Le fonctionnalisme règne donc et il conduit à l'uniformité. Une fois le verbe réduit à un véhicule, à un moyen d'information et de communication, tout le monde en vient à emprunter le plus confortable. Rien ne distingue entre eux des locuteurs qui ne parlent que pour se faire comprendre. Dès lors que dans le signe on ne perçoit plus que le signifié, "le divers décroît" et c'est la fin progressive des niveaux de la langue.

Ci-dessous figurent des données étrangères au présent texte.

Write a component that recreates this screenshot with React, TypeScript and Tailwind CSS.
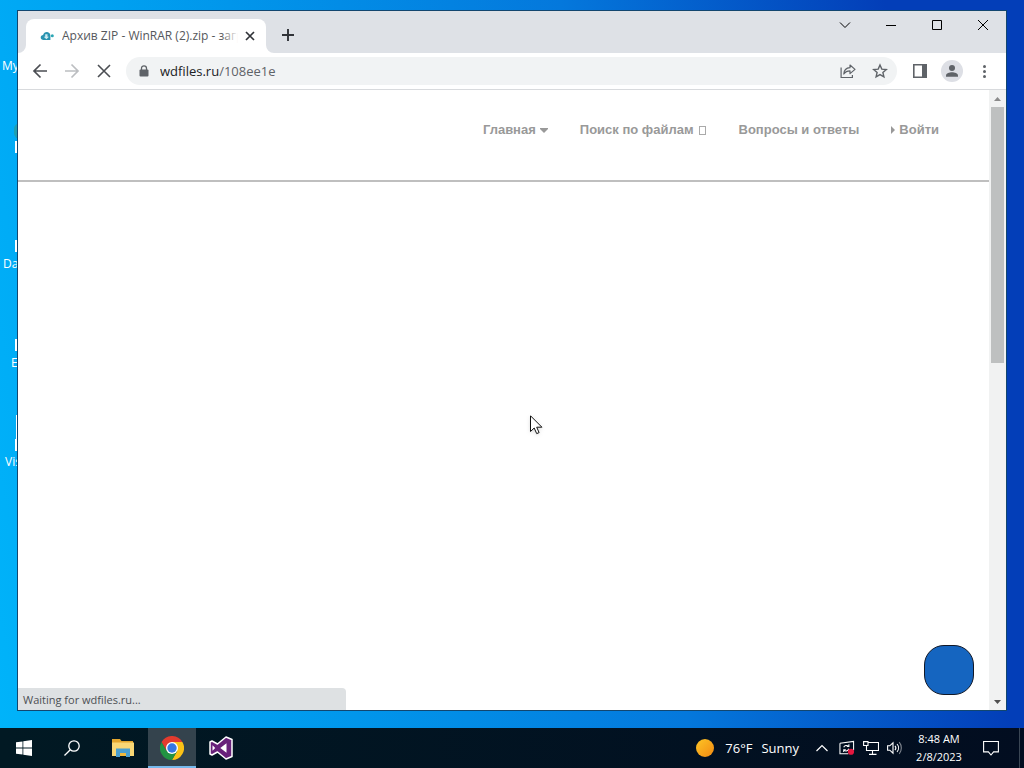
import { useState } from 'react';
import type { ReactNode } from 'react';

const navLinks = [
  { label: 'Главная', after: 'down' },
  { label: 'Поиск по файлам', after: 'box' },
  { label: 'Вопросы и ответы' },
  { label: 'Войти', before: 'right' },
];

function IconButton({ label, className = '', children }: { label: string; className?: string; children: ReactNode }) {
  return (
    <button type="button" aria-label={label} className={`flex shrink-0 items-center justify-center ${className}`}>
      {children}
    </button>
  );
}

// Icons on the desktop, mostly hidden behind the browser window
function DesktopIcons() {
  return (
    <div className="absolute inset-y-0 left-0 text-[12px] leading-4 whitespace-nowrap text-white">
      <span className="absolute top-[58px] left-[2px]">My</span>
      <div className="absolute top-[123px] left-[14px] h-4 w-3 rounded-full bg-[#1f9fb0]" />
      <div className="absolute top-[141px] left-[15px] h-3 w-3 bg-white" />
      <div className="absolute top-[240px] left-[15px] h-3 w-3 bg-white" />
      <span className="absolute top-[256px] left-[3px]">Da</span>
      <div className="absolute top-[339px] left-[15px] h-3 w-3 bg-white" />
      <span className="absolute top-[355px] left-[11px]">E</span>
      <div className="absolute top-[415px] left-[16px] h-9 w-3 bg-white" />
      <div className="absolute top-[439px] left-[15px] h-3 w-3 bg-white" />
      <span className="absolute top-[454px] left-[5px]">Vis</span>
    </div>
  );
}

function TabStrip() {
  return (
    <div className="flex h-[42px] items-end bg-[#dee1e6]">
      <div className="relative ml-2 flex h-[34px] w-60 items-center rounded-t-lg bg-white pl-[14px]">
        <svg className="absolute bottom-0 -left-2 h-2 w-2 text-white" viewBox="0 0 8 8" fill="currentColor">
          <path d="M8 0v8H0a8 8 0 0 0 8-8z" />
        </svg>
        <svg className="absolute -right-2 bottom-0 h-2 w-2 text-white" viewBox="0 0 8 8" fill="currentColor">
          <path d="M0 0v8h8a8 8 0 0 1-8-8z" />
        </svg>
        <svg className="mr-2 h-[14px] w-[14px] shrink-0" viewBox="0 0 14 14">
          <path d="M3.500 11C1.800 11 .7 10 .7 8.500c0-1.400 1-2.300 2.400-2.400C3.600 4 5.300 2.900 7.200 3.100c2 .2 3.300 1.900 3.200 3.900v4z" fill="#2a93b0" />
          <path d="M5.200 5.200h2.300v2.500h1.500L6.400 10.200 3.700 7.700h1.500z" fill="#cfeaf0" />
          <circle cx="12.300" cy="6.800" r="1.500" fill="#2aa6b4" />
        </svg>
        <div className="relative mr-1 min-w-0 flex-1 overflow-hidden text-[12px] leading-4 whitespace-nowrap text-[#55585c]">
          Архив ZIP - WinRAR (2).zip - загр
          <div className="absolute inset-y-0 right-0 w-4 bg-linear-to-r from-transparent to-white" />
        </div>
        <IconButton label="Close tab" className="mr-2 h-4 w-4 text-[#303338]">
          <svg className="h-4 w-4" viewBox="0 0 16 16" fill="none" stroke="currentColor" strokeWidth="1.700">
            <path d="M4 4l8 8M12 4l-8 8" />
          </svg>
        </IconButton>
      </div>
      <IconButton label="New tab" className="mb-1 ml-2 h-7 w-7 text-[#303338]">
        <svg className="h-4 w-4" viewBox="0 0 16 16" fill="none" stroke="currentColor" strokeWidth="1.900">
          <path d="M8 2v12M2 8h12" />
        </svg>
      </IconButton>
      <div className="ml-auto flex self-start text-black">
        <IconButton label="Search tabs" className="h-7 w-[46px]">
          <svg className="h-3 w-3" viewBox="0 0 12 12" fill="none" stroke="currentColor" strokeWidth="1">
            <path d="M1 3.500l5 5 5-5" />
          </svg>
        </IconButton>
        <IconButton label="Minimize" className="h-7 w-[46px]">
          <svg className="h-3 w-3" viewBox="0 0 12 12" fill="none" stroke="currentColor">
            <path d="M1 6.500h10" />
          </svg>
        </IconButton>
        <IconButton label="Maximize" className="h-7 w-[46px]">
          <svg className="h-3 w-3" viewBox="0 0 12 12" fill="none" stroke="currentColor">
            <path d="M1.500 1.500h9v9h-9z" />
          </svg>
        </IconButton>
        <IconButton label="Close" className="h-7 w-[46px]">
          <svg className="h-3 w-3" viewBox="0 0 12 12" fill="none" stroke="currentColor" strokeWidth="1">
            <path d="M1 1l10 10M11 1L1 11" />
          </svg>
        </IconButton>
      </div>
    </div>
  );
}

function Toolbar() {
  const [url, setUrl] = useState('wdfiles.ru/108ee1e');
  const slash = url.indexOf('/') < 0 ? url.length : url.indexOf('/');

  return (
    <div className="flex h-[37px] items-center border-b border-[#d8dadd] bg-white px-[6px] text-[#5f6368]">
      <IconButton label="Back" className="h-8 w-8 text-[#4b4e53]">
        <svg className="h-4 w-4" viewBox="0 0 16 16" fill="none" stroke="currentColor" strokeWidth="1.700">
          <path d="M15 8H2.500M8.500 1.500L2 8l6.500 6.500" />
        </svg>
      </IconButton>
      <IconButton label="Forward" className="h-8 w-8 text-[#bcbec1]">
        <svg className="h-4 w-4" viewBox="0 0 16 16" fill="none" stroke="currentColor" strokeWidth="1.700">
          <path d="M1 8h12.500M7.500 1.500L14 8l-6.500 6.500" />
        </svg>
      </IconButton>
      <IconButton label="Stop" className="h-8 w-8 text-[#4b4e53]">
        <svg className="h-4 w-4" viewBox="0 0 16 16" fill="none" stroke="currentColor" strokeWidth="1.600">
          <path d="M2 2l12 12M14 2L2 14" />
        </svg>
      </IconButton>
      <div className="ml-[6px] flex h-7 min-w-0 flex-1 items-center rounded-full bg-[#f1f3f4] pr-px pl-[13px]">
        <svg className="mr-[11px] h-3 w-[10px] shrink-0" viewBox="0 0 10 12">
          <path d="M2.500 5V3.300a2.500 2.500 0 0 1 5 0V5" fill="none" stroke="currentColor" strokeWidth="1.300" />
          <rect x=".5" y="4.500" width="9" height="7" rx="1" fill="currentColor" />
        </svg>
        <div className="relative min-w-0 flex-1 text-[13px] leading-5">
          <div aria-hidden="true" className="pointer-events-none absolute inset-0 truncate">
            <span className="text-[#202124]">{url.slice(0, slash)}</span>
            {url.slice(slash)}
          </div>
          <input
            aria-label="Address bar"
            value={url}
            onChange={(e) => setUrl(e.target.value)}
            className="block w-full bg-transparent text-transparent caret-black outline-none"
          />
        </div>
        <IconButton label="Share" className="h-8 w-8">
          <svg className="h-4 w-4" viewBox="0 0 16 16" fill="none" stroke="currentColor" strokeWidth="1.200">
            <path d="M1.100 4.500v10h11.300V12" />
            <path d="M3.800 11c.2-4 2.500-6 6.200-6.300V2l5 4.400-5 4.200V7.800c-2.800 0-4.800 1-6.200 3.200z" strokeLinejoin="round" />
          </svg>
        </IconButton>
        <IconButton label="Bookmark" className="h-8 w-8">
          <svg className="h-4 w-4" viewBox="0 0 16 16" fill="none" stroke="currentColor" strokeWidth="1.400">
            <path d="M8 2l1.800 4.100 4.500.4-3.400 3 1 4.400L8 11.600l-3.900 2.300 1-4.400-3.400-3 4.500-.4z" />
          </svg>
        </IconButton>
      </div>
      <IconButton label="Side panel" className="ml-[7px] h-8 w-8">
        <svg className="h-[14px] w-[14px]" viewBox="0 0 14 14">
          <path d="M.8.8h12.400v12.400H.8z" fill="none" stroke="currentColor" strokeWidth="1.600" />
          <path d="M9 1h4v12H9z" fill="currentColor" />
        </svg>
      </IconButton>
      <IconButton label="Profile" className="h-8 w-8">
        <svg className="h-[22px] w-[22px]" viewBox="0 0 22 22">
          <circle cx="11" cy="11" r="11" fill="#dddfe5" />
          <circle cx="11" cy="8" r="3" fill="currentColor" />
          <path d="M5 16.800v-1.300c0-2 3.500-3.200 6-3.200s6 1.200 6 3.200v1.300z" fill="currentColor" />
        </svg>
      </IconButton>
      <IconButton label="Menu" className="h-8 w-8">
        <svg className="h-4 w-4" viewBox="0 0 16 16" fill="currentColor">
          <circle cx="8.500" cy="3.500" r="1.500" />
          <circle cx="8.500" cy="8.500" r="1.500" />
          <circle cx="8.500" cy="13.500" r="1.500" />
        </svg>
      </IconButton>
    </div>
  );
}

function SiteHeader() {
  return (
    <header className="flex h-[92px] justify-end border-b-2 border-[#bfbfbf] pt-[31px] pr-[50px]">
      <nav className="flex gap-8 font-['Liberation_Sans',Arial,sans-serif] text-[13px] leading-[18px] font-bold text-[#999]">
        {navLinks.map((link) => (
          <a key={link.label} href="#" className="flex items-center gap-1 self-start whitespace-nowrap">
            {link.before === 'right' && (
              <svg className="h-2 w-1" viewBox="0 0 4 8" fill="currentColor">
                <path d="M0 0l4 4-4 4z" />
              </svg>
            )}
            {link.label}
            {link.after === 'down' && (
              <svg className="h-[5px] w-2" viewBox="0 0 8 5" fill="currentColor">
                <path d="M0 0h8v1L4 5 0 1z" />
              </svg>
            )}
            {link.after === 'box' && <span className="mx-px h-[9px] w-[7px] border border-[#aaa]" />}
          </a>
        ))}
      </nav>
    </header>
  );
}

function Scrollbar() {
  return (
    <div className="flex w-[17px] shrink-0 flex-col bg-[#f1f2f2]">
      <IconButton label="Scroll up" className="h-[17px] w-full text-[#8b8b8b]">
        <svg className="h-1 w-[7px]" viewBox="0 0 7 4" fill="currentColor">
          <path d="M0 4h7L3.500 0z" />
        </svg>
      </IconButton>
      <div className="flex flex-1 flex-col px-[2px]">
        <div className="h-7/16 bg-[#bec0c0]" />
      </div>
      <IconButton label="Scroll down" className="h-[17px] w-full text-[#505050]">
        <svg className="h-1 w-[7px]" viewBox="0 0 7 4" fill="currentColor">
          <path d="M0 0h7L3.500 4z" />
        </svg>
      </IconButton>
    </div>
  );
}

function BrowserWindow() {
  return (
    <section className="relative mx-[17px] mt-[10px] mb-[17px] flex flex-1 flex-col border border-[#12466f] bg-white">
      <TabStrip />
      <Toolbar />
      <div className="flex flex-1">
        <main className="relative min-w-0 flex-1">
          <SiteHeader />
          <button
            type="button"
            aria-label="Open chat"
            className="absolute right-[15px] bottom-[15px] h-[50px] w-[50px] rounded-[20px] border border-[#111827] bg-[#1565c0]"
          />
          <div className="absolute bottom-0 left-0 h-[22px] w-[328px] rounded-tr bg-[#dee1e3] pl-[5px] text-[11px] leading-6 text-[#4c4f53]">
            Waiting for wdfiles.ru...
          </div>
        </main>
        <Scrollbar />
      </div>
    </section>
  );
}

function Taskbar() {
  return (
    <footer className="flex h-10 items-center bg-linear-to-r from-[#011923] to-[#020d20] text-white">
      <IconButton label="Start" className="h-10 w-12">
        <svg className="h-4 w-4" viewBox="0 0 16 16" fill="currentColor">
          <path d="M0 2.300l6.500-.9v6.200H0zM7.300 1.300L16 0v7.600H7.300zM0 8.400h6.500v6.200L0 13.700zM7.300 8.400H16V16l-8.700-1.300z" />
        </svg>
      </IconButton>
      <IconButton label="Search" className="h-10 w-12">
        <svg className="h-4 w-4" viewBox="0 0 16 16" fill="none" stroke="currentColor" strokeWidth="1.300">
          <circle cx="10" cy="6" r="5.200" />
          <path d="M6.300 9.700L.5 15.500" />
        </svg>
      </IconButton>
      <IconButton label="File Explorer" className="h-10 w-[52px] pl-[2px]">
        <svg className="h-[18px] w-[22px]" viewBox="0 0 22 18">
          <path d="M0 0h8l1.500 2H21v4H0z" fill="#e3a62e" />
          <path d="M0 3.500h22V17H0z" fill="#f9d775" />
          <path d="M4 18v-8.500h14V18h-4v-4H8v4z" fill="#4a9fd0" />
          <path d="M8 14h6v3H8z" fill="#f0b93d" />
        </svg>
      </IconButton>
      <IconButton label="Chrome" className="h-10 w-12 border-b-2 border-[#76b9ed] bg-[#34434d] pt-[2px]">
        <svg className="h-6 w-6" viewBox="0 0 24 24">
          <path d="M12 6h10.400A12 12 0 0 1 12 24l5.200-9z" fill="#fbc116" />
          <path d="M1.600 6A12 12 0 0 0 12 24l5.200-9L12 12 6.800 15z" fill="#229342" />
          <path d="M12 6h10.400A12 12 0 0 0 1.600 6l5.200 9z" fill="#e33b2e" />
          <circle cx="12" cy="12" r="6" fill="#fff" />
          <circle cx="12" cy="12" r="4.700" fill="#3577e2" />
        </svg>
      </IconButton>
      <IconButton label="Visual Studio" className="h-10 w-[50px]">
        <svg className="h-6 w-6" viewBox="0 0 24 24" strokeLinejoin="round">
          <path
            d="M17 1l6 2.500v17L17 23l-8.500-7L3 19l-2-1V6l2-1 5.500 3z"
            fill="#68217a"
            stroke="#fff"
            strokeWidth="1.500"
          />
          <path d="M17.500 7.200L11.300 12l6.200 4.800zM3.500 9.200v5.600L6.200 12z" fill="#fff" />
        </svg>
      </IconButton>

      <div className="ml-auto flex h-full items-center">
        <div className="flex items-center text-[13px] leading-5">
          <svg className="mr-[11px] h-[18px] w-[18px]" viewBox="0 0 18 18">
            <defs>
              <linearGradient id="sun" x1="0" y1="0" x2="1" y2="1">
                <stop offset="0" stopColor="#fdc526" />
                <stop offset="1" stopColor="#f28a12" />
              </linearGradient>
            </defs>
            <circle cx="9" cy="9" r="9" fill="url(#sun)" />
          </svg>
          <span className="mr-[9px]">76°F</span>
          <span>Sunny</span>
        </div>
        <IconButton label="Show hidden icons" className="ml-[14px] h-10 w-[18px]">
          <svg className="h-3 w-3" viewBox="0 0 12 12" fill="none" stroke="currentColor" strokeWidth="1.200">
            <path d="M.5 9L6 3.500 11.500 9" />
          </svg>
        </IconButton>
        <IconButton label="Updates" className="h-10 w-6">
          <svg className="ml-2 h-4 w-[17px]" viewBox="0 0 17 16" fill="none" stroke="currentColor" strokeWidth="1.100">
            <path d="M1 3l14.500-2v9.500M1 3v11h9" />
            <path d="M5 7.200A3.200 3.200 0 0 1 10 6M10.500 4v2.400H8.200M10.500 8.800A3.200 3.200 0 0 1 5.500 10.500M5 12.300V9.900h2.300" />
            <circle cx="12.700" cy="12" r="3.300" fill="#e5173f" stroke="none" />
          </svg>
        </IconButton>
        <IconButton label="Network" className="h-10 w-6">
          <svg className="ml-2 h-[14px] w-4" viewBox="0 0 16 14" fill="none" stroke="currentColor" strokeWidth="1.100">
            <path d="M5 1.500h10.500v8h-12V5M9.500 9.500v4M6 13.400h7.500" />
            <path d="M.6.600h4.400v3.900H.6z" />
          </svg>
        </IconButton>
        <IconButton label="Volume" className="h-10 w-6">
          <svg className="ml-2 h-[14px] w-4" viewBox="0 0 16 14" fill="none" stroke="currentColor" strokeWidth="1.100">
            <path d="M.6 4.800h2.200L6 1.800v10.400l-3.200-3H.6z" />
            <path d="M8 4.800a3.500 3.500 0 0 1 0 4.400M10 3a6 6 0 0 1 0 8" />
            <path d="M12.200 1.200a9 9 0 0 1 0 11.600" opacity=".5" />
          </svg>
        </IconButton>
        <div className="ml-[7px] w-[58px] text-center text-[11px] leading-[18px] whitespace-nowrap">
          <div>8:48 AM</div>
          <div>2/8/2023</div>
        </div>
        <IconButton label="Notifications" className="h-10 w-[51px] pr-[5px]">
          <svg className="h-4 w-4" viewBox="0 0 16 16" fill="none" stroke="currentColor" strokeWidth="1.100">
            <path d="M.6 1.500h14.800v10.400h-4.800L8 15l-2.600-3.100H.6z" />
          </svg>
        </IconButton>
        <div className="mr-1 h-full w-px bg-[#3a4654]" />
      </div>
    </footer>
  );
}

export default function App() {
  return (
    <div className="relative flex min-h-screen flex-col bg-[linear-gradient(80deg,#00b4fa_0%,#00a0f0_22%,#0478dc_60%,#033eb8_88%)] font-['Open_Sans','Noto_Sans',sans-serif]">
      <DesktopIcons />
      <BrowserWindow />
      <Taskbar />
      <svg className="pointer-events-none absolute top-[415px] left-[530px] h-5 w-[13px] drop-shadow" viewBox="0 0 13 20">
        <path d="M.5.800v15.700l3.700-3.500 2.500 5.600 2.400-1-2.400-5.400h5.200z" fill="#fff" stroke="#111" />
      </svg>
    </div>
  );
}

Symptôme criant de cette disparition: le sous-titrage systématiquement scatologique des films en version originale. "Boring"  n'est jamais que par "chiant" et  "in trouble" par "dans la merde". Qu'ils soient millionnaires ou prolétaires, financiers ou travailleurs saisonniers, les Anglais et les Américains d'aujourd'hui font un usage immodéré de "shit" et de "fuck" sans jamais craindre que retentisse à leurs oreilles le proverbial "shocking ! "  des siècles antérieurs, mais quand il arrive encore à quelques originaux évadés d'un roman de Jane Austen ou de henry James de dire qu'ils s’ennuient, qu'ils sont contrariés ou qu'ils ont le vague à l'âme, nous les attirons aussitôt dans la mer d'excréments où nos malheurs ont élu domicile. Les digues élevées par la politesse contre le déferlement de la matière ont été emportés. Voici que l'animatrice de la météo sur une chaîne de télévision renommée, et imitée partout pour son impertinence, annonce qu'il pleuvra en plein mois de mai sur le festival de Cannes par ces mots: "Un temps de merde." La merde envahit tout, le ciel, la terre, la famille, l'école, le bureau, les transports - elle est l'un des fleurons de ce que Renaud Camus appelle, par antiphrase, "le répertoire des délicatesses du français contemporain". Mais nul ne semble incommodé car nous parlons sans nous entendre. Des mots, le logiciel social ne se représente pas ce qu'ils désignent, seulement ce qu'ils veulent dire. Il enregistre donc sans broncher la mise en exergue par le journal Libération de cette maxime de l'escrimeur français Gauthier Grumier, sélectionné pour les jeux olympiques de Londres en 2012: "En chier, jusqu'à la perfection." Alain Finkielkraut L'identité malheureuse Stock p. 154

"Il faut avancer avec la caravane humaine ou crever dans le désert du temps" Pierre Elliot Trudeau cité dans  L'identité malheureuse  d'Alain Finkielkraut Stock p. 167.